Quote all lines below exactly. Images stay out.

* **Recorded information**:
▽

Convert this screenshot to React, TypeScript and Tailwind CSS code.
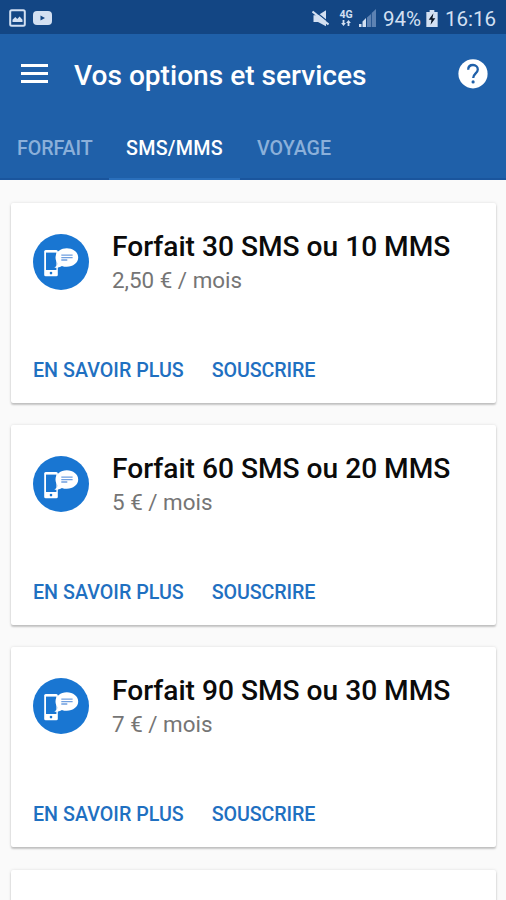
const plans = [
  { title: 'Forfait 30 SMS ou 10 MMS', price: '2,50 € / mois' },
  { title: 'Forfait 60 SMS ou 20 MMS', price: '5 € / mois' },
  { title: 'Forfait 90 SMS ou 30 MMS', price: '7 € / mois' },
];

function PlanIcon() {
  return (
    <svg viewBox="0 0 56 56" className="h-14 w-14 shrink-0">
      <circle cx="28" cy="28" r="28" fill="#1976d2" />
      <rect x="11.2" y="16" width="13.6" height="26.300" rx="1.500" fill="#fff" />
      <rect x="13" y="18.600" width="10.400" height="17.400" fill="#1976d2" />
      <circle cx="18" cy="39.100" r="1.300" fill="#1976d2" />
      <path
        d="M33.800 14.300c6.300 0 11.400 4 11.400 9.200s-5.100 9.300-11.400 9.300c-1.900 0-3.400-.3-4.900-.9-2 1.300-4.500 1.900-7.700 1.700 1.900-.9 3.300-2.300 3.700-4-1.500-1.600-2.400-3.700-2.400-6.100 0-5.200 5-9.200 11.300-9.200z"
        fill="#fff"
      />
      <path d="M28.300 21.200h11.300M28.300 23.600h11.300M28.300 26h6" stroke="#6f9fe0" strokeWidth="1.300" />
    </svg>
  );
}

function StatusBar() {
  return (
    <div className="flex h-[34px] shrink-0 items-center justify-between bg-[#134684] pl-[9px] pr-[9px] text-[#d3e0f2]">
      <div className="flex items-center gap-[7px] pt-[2px]">
        <svg viewBox="0 0 17 18" className="h-[18px] w-[17px]">
          <rect x="1.200" y="1.200" width="14.600" height="15.600" rx="1.500" fill="none" stroke="currentColor" strokeWidth="2" />
          <path d="M3.500 13V10.800L6.300 8l2 2 2.300-2.500 2.900 3.300V13z" fill="currentColor" />
        </svg>
        <svg viewBox="0 0 19 14" className="h-[14px] w-[19px]">
          <rect width="19" height="14" rx="4" fill="currentColor" />
          <path d="M7.500 4.600v4.800l4.500-2.400z" fill="#134684" />
        </svg>
      </div>
      <div className="flex items-center">
        <svg viewBox="0 0 17 17" className="mr-[10px] mt-[2px] h-[17px] w-[17px]">
          <path d="M1.500 5.300h4.500L14 .3v16L6 12H1.500z" fill="currentColor" />
          <path d="M1.500 0L17 12.500" stroke="#134684" strokeWidth="1.300" />
          <path d="M.5 1.500L16.500 14.500" stroke="currentColor" strokeWidth="2.200" />
        </svg>
        <div className="mr-[6px] mt-[2px] flex w-[14px] flex-col items-center">
          <span className="text-[10.500px] leading-[9px] font-bold">4G</span>
          <svg viewBox="0 0 10 6" className="mt-[1px] h-[6px] w-[10px]">
            <path d="M2.500 6L.1 3h1.500V0h1.800v3h1.500zM7.500 0L5.100 3h1.500v3h1.800V3h1.500z" fill="currentColor" />
          </svg>
        </div>
        <svg viewBox="0 0 18 18" className="mr-[6px] mt-[1px] h-[18px] w-[18px]">
          <path d="M0 15h2.500v3H0zM3.500 12.500L7 9v9H3.500z" fill="currentColor" />
          <path d="M8 8.500L12 5v13H8zM12.700 4L17 0v18h-4.300z" fill="#5d82b3" />
        </svg>
        <span className="mt-[3px] w-[39px] whitespace-nowrap text-[20.500px] leading-6">94%</span>
        <svg viewBox="0 0 12 18" className="mr-[7px] ml-[4px] mt-[3px] h-[17px] w-[12px]">
          <path d="M3.500 0h5v2H12v16H0V2h3.500z" fill="currentColor" />
          <path d="M7.500 3.500L2.500 10.300h3L4.500 15.500 9.500 8.700h-3z" fill="#0a1626" />
        </svg>
        <span className="mt-[3px] w-[52px] whitespace-nowrap text-[20.500px] leading-6">16:16</span>
      </div>
    </div>
  );
}

function PlanCard({ title, price }: { title: string; price: string }) {
  return (
    <article className="h-[200px] shrink-0 rounded-[2px] bg-white pl-[22px] shadow-[0_2px_2px_rgba(0,0,0,0.2),0_0_3px_rgba(0,0,0,0.12)]">
      <div className="flex h-[149px] pt-[31px]">
        <PlanIcon />
        <div className="ml-[23px] -mt-[3px]">
          <h2 className="whitespace-nowrap text-[28.130px] leading-8 font-medium text-[#0b0b0b]">{title}</h2>
          <p className="mt-[3px] whitespace-nowrap text-[22.400px] leading-7 text-[#757575]">{price}</p>
        </div>
      </div>
      <div className="flex gap-[28px] text-[19.700px] leading-[38px] font-medium text-[#1f70c1]">
        <button className="whitespace-nowrap">EN SAVOIR PLUS</button>
        <button className="whitespace-nowrap tracking-[-0.130px]">SOUSCRIRE</button>
      </div>
    </article>
  );
}

export default function App() {
  return (
    <div className="flex h-[900px] w-[506px] flex-col overflow-hidden bg-[#fafafa] font-[Roboto,sans-serif]">
      <StatusBar />
      <header className="h-[146px] shrink-0 bg-[#1f60a9] text-white">
        <div className="flex h-[80px] items-center pl-[21px] pr-[18px]">
          <div className="-mt-[2px] flex w-[27px] flex-col gap-[5px]">
            <span className="h-[3px] bg-white" />
            <span className="h-[3px] bg-white" />
            <span className="h-[3px] bg-white" />
          </div>
          <h1 className="ml-[26px] mt-[4px] flex-1 whitespace-nowrap text-[28.100px] font-medium">Vos options et services</h1>
          <svg viewBox="0 0 30 30" className="h-[30px] w-[30px]">
            <circle cx="15" cy="14.800" r="14.600" fill="#fff" />
            <path
              d="M10.200 10.700C10.200 7.800 12.200 6 15 6s4.800 1.800 4.800 4.400c0 3.800-4.600 4.200-4.600 8.600"
              fill="none"
              stroke="#1f60a9"
              strokeWidth="2.300"
            />
            <circle cx="15.100" cy="22.900" r="1.600" fill="#1f60a9" />
          </svg>
        </div>
        <nav className="flex h-[66px] text-[19.700px] font-medium text-[#8bb0da]">
          <a className="w-[109px] border-b-2 border-[#1a559d] pl-[17px] pt-[20px] tracking-[-0.100px]">FORFAIT</a>
          <a className="w-[131px] border-b-2 border-[#2a6fbb] pl-[17px] pt-[20px] tracking-[0.250px] text-white">SMS/MMS</a>
          <a className="flex-1 border-b-2 border-[#1a559d] pl-[17px] pt-[20px]">VOYAGE</a>
        </nav>
      </header>
      <main className="flex flex-1 flex-col gap-[22.200px] pl-[11px] pr-[10px] pt-[23px]">
        {plans.map((plan) => (
          <PlanCard key={plan.title} title={plan.title} price={plan.price} />
        ))}
        <div className="h-[200px] shrink-0 rounded-[2px] bg-white shadow-[0_2px_2px_rgba(0,0,0,0.2),0_0_3px_rgba(0,0,0,0.12)]" />
      </main>
    </div>
  );
}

△

* **Solution**:
Convert this screenshot to React, TypeScript and Tailwind CSS code.
const plans = [
  { title: 'Forfait 30 SMS ou 10 MMS', price: '2,50 € / mois' },
  { title: 'Forfait 60 SMS ou 20 MMS', price: '5 € / mois' },
  { title: 'Forfait 90 SMS ou 30 MMS', price: '7 € / mois' },
];

function PlanIcon() {
  return (
    <svg viewBox="0 0 56 56" className="h-14 w-14 shrink-0">
      <circle cx="28" cy="28" r="28" fill="#1976d2" />
      <rect x="11.2" y="16" width="13.6" height="26.300" rx="1.500" fill="#fff" />
      <rect x="13" y="18.600" width="10.400" height="17.400" fill="#1976d2" />
      <circle cx="18" cy="39.100" r="1.300" fill="#1976d2" />
      <path
        d="M33.800 14.300c6.300 0 11.400 4 11.400 9.200s-5.100 9.300-11.400 9.300c-1.900 0-3.400-.3-4.900-.9-2 1.300-4.500 1.900-7.700 1.700 1.900-.9 3.300-2.300 3.700-4-1.500-1.600-2.400-3.700-2.400-6.100 0-5.200 5-9.200 11.300-9.200z"
        fill="#fff"
      />
      <path d="M28.300 21.200h11.300M28.300 23.600h11.300M28.300 26h6" stroke="#6f9fe0" strokeWidth="1.300" />
    </svg>
  );
}

function StatusBar() {
  return (
    <div className="flex h-[34px] shrink-0 items-center justify-between bg-[#134684] pl-[9px] pr-[9px] text-[#d3e0f2]">
      <div className="flex items-center gap-[7px] pt-[2px]">
        <svg viewBox="0 0 17 18" className="h-[18px] w-[17px]">
          <rect x="1.200" y="1.200" width="14.600" height="15.600" rx="1.500" fill="none" stroke="currentColor" strokeWidth="2" />
          <path d="M3.500 13V10.800L6.300 8l2 2 2.300-2.500 2.900 3.300V13z" fill="currentColor" />
        </svg>
        <svg viewBox="0 0 19 14" className="h-[14px] w-[19px]">
          <rect width="19" height="14" rx="4" fill="currentColor" />
          <path d="M7.500 4.600v4.800l4.500-2.400z" fill="#134684" />
        </svg>
      </div>
      <div className="flex items-center">
        <svg viewBox="0 0 17 17" className="mr-[10px] mt-[2px] h-[17px] w-[17px]">
          <path d="M1.500 5.300h4.500L14 .3v16L6 12H1.500z" fill="currentColor" />
          <path d="M1.500 0L17 12.500" stroke="#134684" strokeWidth="1.300" />
          <path d="M.5 1.500L16.500 14.500" stroke="currentColor" strokeWidth="2.200" />
        </svg>
        <div className="mr-[6px] mt-[2px] flex w-[14px] flex-col items-center">
          <span className="text-[10.500px] leading-[9px] font-bold">4G</span>
          <svg viewBox="0 0 10 6" className="mt-[1px] h-[6px] w-[10px]">
            <path d="M2.500 6L.1 3h1.500V0h1.800v3h1.500zM7.500 0L5.100 3h1.500v3h1.800V3h1.500z" fill="currentColor" />
          </svg>
        </div>
        <svg viewBox="0 0 18 18" className="mr-[6px] mt-[1px] h-[18px] w-[18px]">
          <path d="M0 15h2.500v3H0zM3.500 12.500L7 9v9H3.500z" fill="currentColor" />
          <path d="M8 8.500L12 5v13H8zM12.700 4L17 0v18h-4.300z" fill="#5d82b3" />
        </svg>
        <span className="mt-[3px] w-[39px] whitespace-nowrap text-[20.500px] leading-6">94%</span>
        <svg viewBox="0 0 12 18" className="mr-[7px] ml-[4px] mt-[3px] h-[17px] w-[12px]">
          <path d="M3.500 0h5v2H12v16H0V2h3.500z" fill="currentColor" />
          <path d="M7.500 3.500L2.500 10.300h3L4.500 15.500 9.500 8.700h-3z" fill="#0a1626" />
        </svg>
        <span className="mt-[3px] w-[52px] whitespace-nowrap text-[20.500px] leading-6">16:16</span>
      </div>
    </div>
  );
}

function PlanCard({ title, price }: { title: string; price: string }) {
  return (
    <article className="h-[200px] shrink-0 rounded-[2px] bg-white pl-[22px] shadow-[0_2px_2px_rgba(0,0,0,0.2),0_0_3px_rgba(0,0,0,0.12)]">
      <div className="flex h-[149px] pt-[31px]">
        <PlanIcon />
        <div className="ml-[23px] -mt-[3px]">
          <h2 className="whitespace-nowrap text-[28.130px] leading-8 font-medium text-[#0b0b0b]">{title}</h2>
          <p className="mt-[3px] whitespace-nowrap text-[22.400px] leading-7 text-[#757575]">{price}</p>
        </div>
      </div>
      <div className="flex gap-[28px] text-[19.700px] leading-[38px] font-medium text-[#1f70c1]">
        <button className="whitespace-nowrap">EN SAVOIR PLUS</button>
        <button className="whitespace-nowrap tracking-[-0.130px]">SOUSCRIRE</button>
      </div>
    </article>
  );
}

export default function App() {
  return (
    <div className="flex h-[900px] w-[506px] flex-col overflow-hidden bg-[#fafafa] font-[Roboto,sans-serif]">
      <StatusBar />
      <header className="h-[146px] shrink-0 bg-[#1f60a9] text-white">
        <div className="flex h-[80px] items-center pl-[21px] pr-[18px]">
          <div className="-mt-[2px] flex w-[27px] flex-col gap-[5px]">
            <span className="h-[3px] bg-white" />
            <span className="h-[3px] bg-white" />
            <span className="h-[3px] bg-white" />
          </div>
          <h1 className="ml-[26px] mt-[4px] flex-1 whitespace-nowrap text-[28.100px] font-medium">Vos options et services</h1>
          <svg viewBox="0 0 30 30" className="h-[30px] w-[30px]">
            <circle cx="15" cy="14.800" r="14.600" fill="#fff" />
            <path
              d="M10.200 10.700C10.200 7.800 12.200 6 15 6s4.800 1.800 4.800 4.400c0 3.800-4.600 4.200-4.600 8.600"
              fill="none"
              stroke="#1f60a9"
              strokeWidth="2.300"
            />
            <circle cx="15.100" cy="22.900" r="1.600" fill="#1f60a9" />
          </svg>
        </div>
        <nav className="flex h-[66px] text-[19.700px] font-medium text-[#8bb0da]">
          <a className="w-[109px] border-b-2 border-[#1a559d] pl-[17px] pt-[20px] tracking-[-0.100px]">FORFAIT</a>
          <a className="w-[131px] border-b-2 border-[#2a6fbb] pl-[17px] pt-[20px] tracking-[0.250px] text-white">SMS/MMS</a>
          <a className="flex-1 border-b-2 border-[#1a559d] pl-[17px] pt-[20px]">VOYAGE</a>
        </nav>
      </header>
      <main className="flex flex-1 flex-col gap-[22.200px] pl-[11px] pr-[10px] pt-[23px]">
        {plans.map((plan) => (
          <PlanCard key={plan.title} title={plan.title} price={plan.price} />
        ))}
        <div className="h-[200px] shrink-0 rounded-[2px] bg-white shadow-[0_2px_2px_rgba(0,0,0,0.2),0_0_3px_rgba(0,0,0,0.12)]" />
      </main>
    </div>
  );
}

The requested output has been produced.